Compound sentence is one of the four basic types of sentences. The compound sentence is formed by combining two or more independent clauses with a help of a conjunction or punctuation.
Irrespective of how you structure a compound sentence, it signals the reader that you are discussing two equally important ideas.
Compound sentences allow us to shorten the things we say or write, as they help in pulling off the idea of writing many sentences with separate thoughts. One misconception we have is that more words provide more information, but the fact is communication of something in a summarized manner will be received easily by the audience.
Parts of a Compound Sentence
A basic compound sentence has at least two independent clauses and connected by coordinating conjunction.
- INDEPENDENT CLAUSE
An independent clause is a basic clause with a SUBJECT and a PREDICATE which makes sense on its own.
Example: 1. The cat ate the mice.
2. They went to the theatre.
b) COORDINATIN GCONJUNCTION
A word that connects two sentences, phrases or words is called a conjunction. A compound sentence needs at least one conjunction to connect its clauses. The conjunction which is used to connect the independent clauses of the compound sentence is known as coordinating conjunction. Common coordinating conjunction known to all of us is “and”. Other coordinating conjunctions are for, nor, but, or, yet, and so.
Let’s move on to the crux of it.
As already mentioned above compound sentences are formed by joining two independent clauses using coordinating conjunctions like and, but, yet,nor,or so and for. These conjunctions should be preceded by a comma (,). If the phrases are small the comma can be avoided.
Conjunction ‘but ‘and ‘yet ‘are used for compound sentences where the first clause contrasts with the other clause, conjunction ‘or’ is used to join two alternative clauses. The conjunction ‘nor’ is used in a compound sentence the where the first clause uses a negative word like neither, in such a case both the independent clauses are untrue or doesn’t happen. The conjunction ‘so’ is used when the second clause is the reason for the first clause.
Compound sentences can also be joined using semicolons (;)
Example: The sky is cloudy; it is going to rain.

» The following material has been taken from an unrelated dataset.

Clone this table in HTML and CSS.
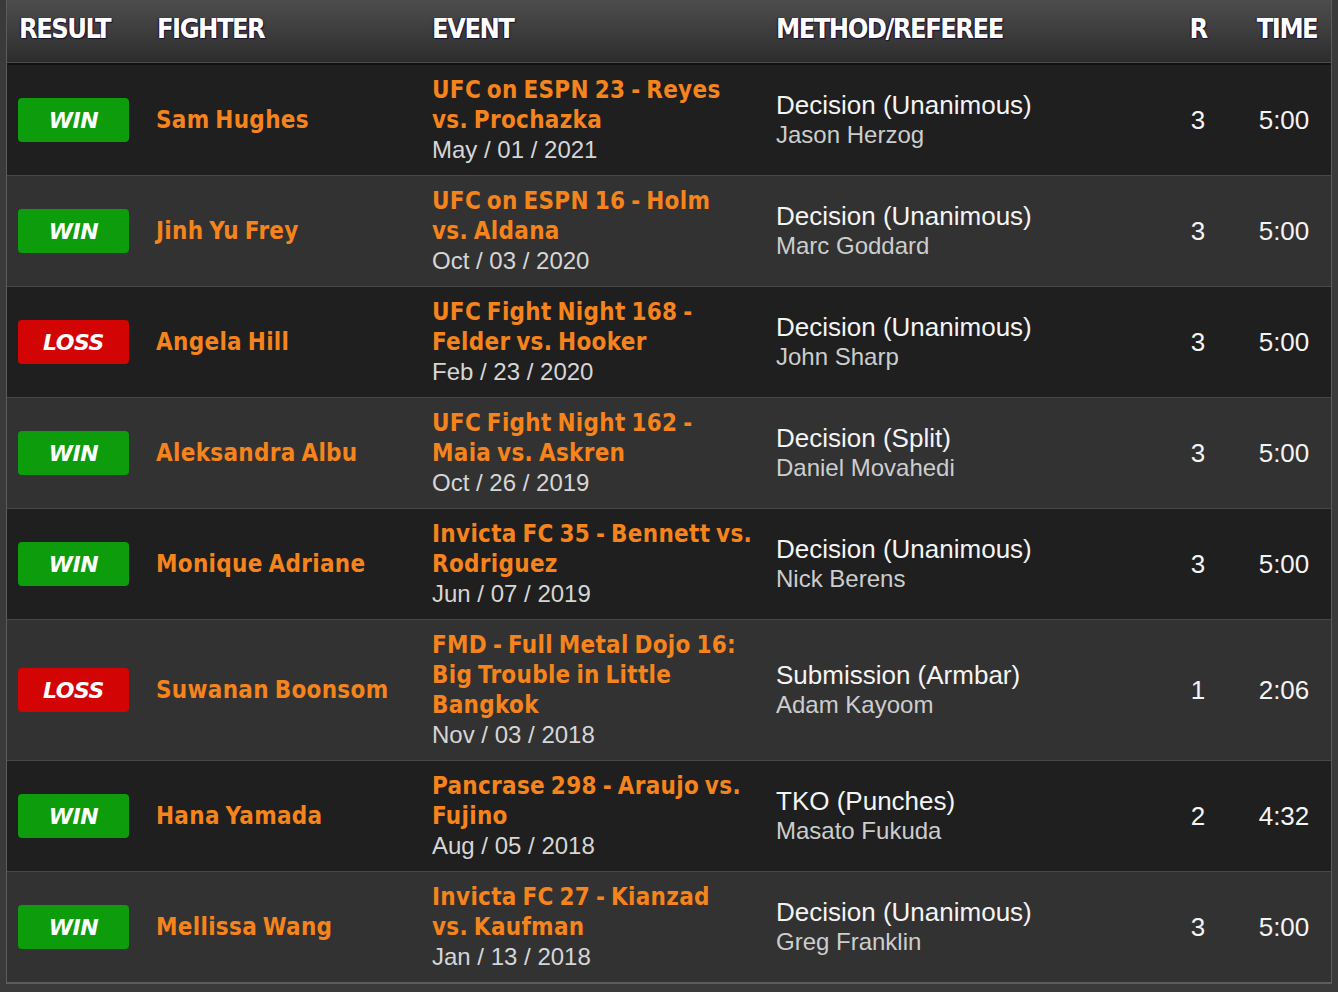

- Compound sentences can also be formed using conjunctive adverbs like ‘moreover’, ‘however’, ‘at least’. In such cases the conjunctive adverb has to be preceded with a semicolon and followed by a comma.
Example: Fruits are not expensive; moreover, they are very healthy.
Examples of compound sentences:
- I left the house; I was running late.
- He turned himself in to the police; otherwise, they would have arrested him.
- Catherine walked to the park and I walked to the beach.
- The girl ate cake in the party, but the boy drank soda.
- What he did was incredible; in fact, I can hardly believe it.
- Mary never wrote any letter, nor did she call him.
- I have been reminding him about it, yet he has forgotten about it.
- Italy is my favourite country; I plan to spend two weeks there next year.
- I have paid my dues; as a result, I expect to receive all the privileges listed in the bylaws.
- The piper advanced, and the children followed.